▸ THE TASK:
Collect all lines from the listing that include the string "styles".

▸ DATASET SECTION:

<<<<

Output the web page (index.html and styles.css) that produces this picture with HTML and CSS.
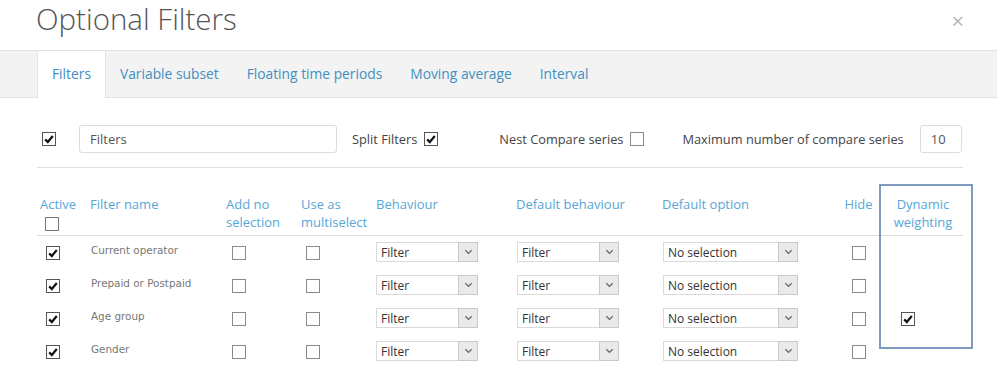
FILE: index.html
```html
<!DOCTYPE html>
<html lang="en">
<head>
  <meta charset="UTF-8" />
  <title>Optional Filters</title>
  <link rel="stylesheet" href="styles.css">
</head>
<body>
  <div class="modal">
    <header class="modal-head">
      <h1>Optional Filters</h1>
      <span class="close">&times;</span>
    </header>

    <nav class="tabs">
      <a class="tab active">Filters</a>
      <a class="tab">Variable subset</a>
      <a class="tab">Floating time periods</a>
      <a class="tab">Moving average</a>
      <a class="tab">Interval</a>
    </nav>

    <div class="toolbar">
      <span class="cb checked"><svg viewBox="0 0 12 12"><path d="M2.2 6.4 L4.8 9 L9.8 3"/></svg></span>
      <input class="text-input name-input" value="Filters" />
      <label class="opt split">Split Filters <span class="cb checked"><svg viewBox="0 0 12 12"><path d="M2.2 6.4 L4.8 9 L9.8 3"/></svg></span></label>
      <label class="opt nest">Nest Compare series <span class="cb"></span></label>
      <label class="opt max">Maximum number of compare series</label>
      <input class="text-input num-input" value="10" />
    </div>
    <div class="divider"></div>

    <div class="table-wrap">
      <table class="filters">
        <colgroup>
          <col style="width:53px"><col style="width:136px"><col style="width:75px"><col style="width:75px">
          <col style="width:140px"><col style="width:146px"><col style="width:178px"><col style="width:37px"><col style="width:86px">
        </colgroup>
        <thead>
          <tr>
            <th class="c-active">Active<span class="cb"></span></th>
            <th>Filter name</th>
            <th>Add no<br>selection</th>
            <th>Use as<br>multiselect</th>
            <th>Behaviour</th>
            <th>Default behaviour</th>
            <th>Default option</th>
            <th class="c-hide">Hide</th>
            <th class="c-dyn">Dynamic<br>weighting</th>
          </tr>
        </thead>
        <tbody>
          <tr>
            <td class="c-active"><span class="cb checked"><svg viewBox="0 0 12 12"><path d="M2.2 6.4 L4.8 9 L9.8 3"/></svg></span></td>
            <td class="name"><span>Current operator</span></td>
            <td class="c-add"><span class="cb"></span></td>
            <td class="c-multi"><span class="cb"></span></td>
            <td><div class="select sm"><span>Filter</span><i><svg viewBox="0 0 10 6"><path d="M1.5 1 L5 4.5 L8.5 1"/></svg></i></div></td>
            <td class="c-defb"><div class="select sm"><span>Filter</span><i><svg viewBox="0 0 10 6"><path d="M1.5 1 L5 4.5 L8.5 1"/></svg></i></div></td>
            <td class="c-defo"><div class="select lg"><span>No selection</span><i><svg viewBox="0 0 10 6"><path d="M1.5 1 L5 4.5 L8.5 1"/></svg></i></div></td>
            <td class="c-hide"><span class="cb"></span></td>
            <td class="c-dyn"></td>
          </tr>
          <tr>
            <td class="c-active"><span class="cb checked"><svg viewBox="0 0 12 12"><path d="M2.2 6.4 L4.8 9 L9.8 3"/></svg></span></td>
            <td class="name"><span>Prepaid or Postpaid</span></td>
            <td class="c-add"><span class="cb"></span></td>
            <td class="c-multi"><span class="cb"></span></td>
            <td><div class="select sm"><span>Filter</span><i><svg viewBox="0 0 10 6"><path d="M1.5 1 L5 4.5 L8.5 1"/></svg></i></div></td>
            <td class="c-defb"><div class="select sm"><span>Filter</span><i><svg viewBox="0 0 10 6"><path d="M1.5 1 L5 4.5 L8.5 1"/></svg></i></div></td>
            <td class="c-defo"><div class="select lg"><span>No selection</span><i><svg viewBox="0 0 10 6"><path d="M1.5 1 L5 4.5 L8.5 1"/></svg></i></div></td>
            <td class="c-hide"><span class="cb"></span></td>
            <td class="c-dyn"></td>
          </tr>
          <tr>
            <td class="c-active"><span class="cb checked"><svg viewBox="0 0 12 12"><path d="M2.2 6.4 L4.8 9 L9.8 3"/></svg></span></td>
            <td class="name"><span>Age group</span></td>
            <td class="c-add"><span class="cb"></span></td>
            <td class="c-multi"><span class="cb"></span></td>
            <td><div class="select sm"><span>Filter</span><i><svg viewBox="0 0 10 6"><path d="M1.5 1 L5 4.5 L8.5 1"/></svg></i></div></td>
            <td class="c-defb"><div class="select sm"><span>Filter</span><i><svg viewBox="0 0 10 6"><path d="M1.5 1 L5 4.5 L8.5 1"/></svg></i></div></td>
            <td class="c-defo"><div class="select lg"><span>No selection</span><i><svg viewBox="0 0 10 6"><path d="M1.5 1 L5 4.5 L8.5 1"/></svg></i></div></td>
            <td class="c-hide"><span class="cb"></span></td>
            <td class="c-dyn"><span class="cb checked"><svg viewBox="0 0 12 12"><path d="M2.2 6.4 L4.8 9 L9.8 3"/></svg></span></td>
          </tr>
          <tr>
            <td class="c-active"><span class="cb checked"><svg viewBox="0 0 12 12"><path d="M2.2 6.4 L4.8 9 L9.8 3"/></svg></span></td>
            <td class="name"><span>Gender</span></td>
            <td class="c-add"><span class="cb"></span></td>
            <td class="c-multi"><span class="cb"></span></td>
            <td><div class="select sm"><span>Filter</span><i><svg viewBox="0 0 10 6"><path d="M1.5 1 L5 4.5 L8.5 1"/></svg></i></div></td>
            <td class="c-defb"><div class="select sm"><span>Filter</span><i><svg viewBox="0 0 10 6"><path d="M1.5 1 L5 4.5 L8.5 1"/></svg></i></div></td>
            <td class="c-defo"><div class="select lg"><span>No selection</span><i><svg viewBox="0 0 10 6"><path d="M1.5 1 L5 4.5 L8.5 1"/></svg></i></div></td>
            <td class="c-hide"><span class="cb"></span></td>
            <td class="c-dyn"></td>
          </tr>
        </tbody>
      </table>
      <div class="highlight"></div>
    </div>
  </div>
</body>
</html>
```

FILE: styles.css
```css
body {
  margin: 0;
  background: #fff;
  font-family: 'Open Sans', sans-serif;
  color: #444;
  overflow: hidden;
}

.modal-head {
  height: 50px;
  display: flex;
  align-items: flex-start;
  justify-content: space-between;
}

.modal-head h1 {
  margin: 0;
  padding: 0 0 0 36px;
  font-size: 29.5px;
  font-weight: 300;
  line-height: 38px;
  color: #555;
}

.close {
  margin: 5px 36px 0 0;
  font-size: 22px;
  line-height: 30px;
  color: #b5b5b5;
}

.tabs {
  display: flex;
  height: 46px;
  padding-left: 37px;
  background: #f3f3f3;
  border-top: 1px solid #e2e2e2;
  border-bottom: 1px solid #e2e2e2;
  margin-right: 3px;
}

.tab {
  padding: 0 14px;
  font-size: 13.8px;
  line-height: 46px;
  color: #4190c0;
}

.tab.active {
  background: #fff;
  border-left: 1px solid #e2e2e2;
  border-right: 1px solid #e2e2e2;
  height: 47px;
  margin-bottom: -1px;
}

.toolbar {
  display: flex;
  align-items: center;
  padding: 27px 0 0 42px;
  font-size: 12.8px;
  color: #444;
}

.text-input {
  box-sizing: border-box;
  height: 28px;
  border: 1px solid #dcdcdc;
  border-radius: 3px;
  font-family: 'Open Sans', sans-serif;
  font-size: 13px;
  color: #555;
  padding: 0 10px;
  outline: none;
}

.name-input {
  width: 258px;
  margin-left: 23px;
}

.num-input {
  width: 42px;
  margin-left: 16px;
}

.opt {
  display: flex;
  align-items: center;
  gap: 7px;
}

.split { margin-left: 15px; }
.nest { margin-left: 61px; }
.max { margin-left: 38px; }

.divider {
  height: 1px;
  background: #dedede;
  margin: 14px 37px 0 37px;
}

/* checkboxes */
.cb {
  box-sizing: border-box;
  display: inline-block;
  width: 14px;
  height: 14px;
  border: 1px solid #8a8a8a;
  background: #fff;
  vertical-align: middle;
}

.cb.checked {
  border-color: #555;
}

.cb svg {
  display: block;
  width: 12px;
  height: 12px;
}

.cb svg path {
  fill: none;
  stroke: #111;
  stroke-width: 2.2;
}

/* table */
.table-wrap {
  position: relative;
  margin-top: 27px;
}

.filters {
  margin-left: 37px;
  width: 926px;
  table-layout: fixed;
  border-collapse: collapse;
}

.filters th {
  text-align: left;
  vertical-align: top;
  padding: 0 0 4px 0;
  font-size: 13px;
  font-weight: normal;
  line-height: 18px;
  color: #56a7d6;
  border-bottom: 1px solid #dedede;
}

.filters th.c-active {
  padding-left: 3px;
}

.filters th.c-active .cb {
  display: block;
  margin: 4px 0 0 5px;
  border-color: #777;
}

.filters th.c-hide {
  text-align: center;
}

.filters th.c-dyn {
  text-align: center;
  padding-left: 6px;
}

.filters td {
  box-sizing: border-box;
  height: 33px;
  padding: 0 0 1px 0;
  vertical-align: middle;
  line-height: 16px;
}

.filters td.c-active { padding-left: 9px; }
.filters td.c-add { padding-left: 6px; }
.filters td.c-multi { padding-left: 5px; }
.filters td.c-defb { padding-left: 1px; }
.filters td.c-defo { padding-left: 1px; }
.filters td.c-hide { text-align: center; }
.filters td.c-dyn { padding-left: 24px; }

.filters td.name {
  font-family: 'DejaVu Sans', sans-serif;
  font-size: 10.4px;
  color: #777;
  padding-left: 1px;
}

.filters td.name span {
  position: relative;
  top: -2px;
}

.select {
  box-sizing: border-box;
  display: flex;
  height: 20px;
  border: 1px solid #dadada;
  background: #fff;
  font-size: 12px;
  color: #333;
}

.select.sm { width: 102px; }
.select.lg { width: 135px; }

.select span {
  flex: 1;
  padding: 1px 0 0 4px;
  line-height: 18px;
}

.select i {
  box-sizing: border-box;
  width: 20px;
  margin: -1px -1px -1px 0;
  border: 1px solid #c9c9c9;
  background: #eaeaea;
  display: flex;
  align-items: center;
  justify-content: center;
}

.select i svg {
  width: 9px;
  height: 6px;
}

.select i svg path {
  fill: none;
  stroke: #666;
  stroke-width: 1.4;
}

.highlight {
  position: absolute;
  left: 879px;
  top: -11px;
  width: 94px;
  height: 165px;
  box-sizing: border-box;
  border: 2px solid #7d9bbf;
  pointer-events: none;
}
```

>>>>

▸ TASK RESULT:
Output the web page (index.html and styles.css) that produces this picture with HTML and CSS.
  <link rel="stylesheet" href="styles.css">
FILE: styles.css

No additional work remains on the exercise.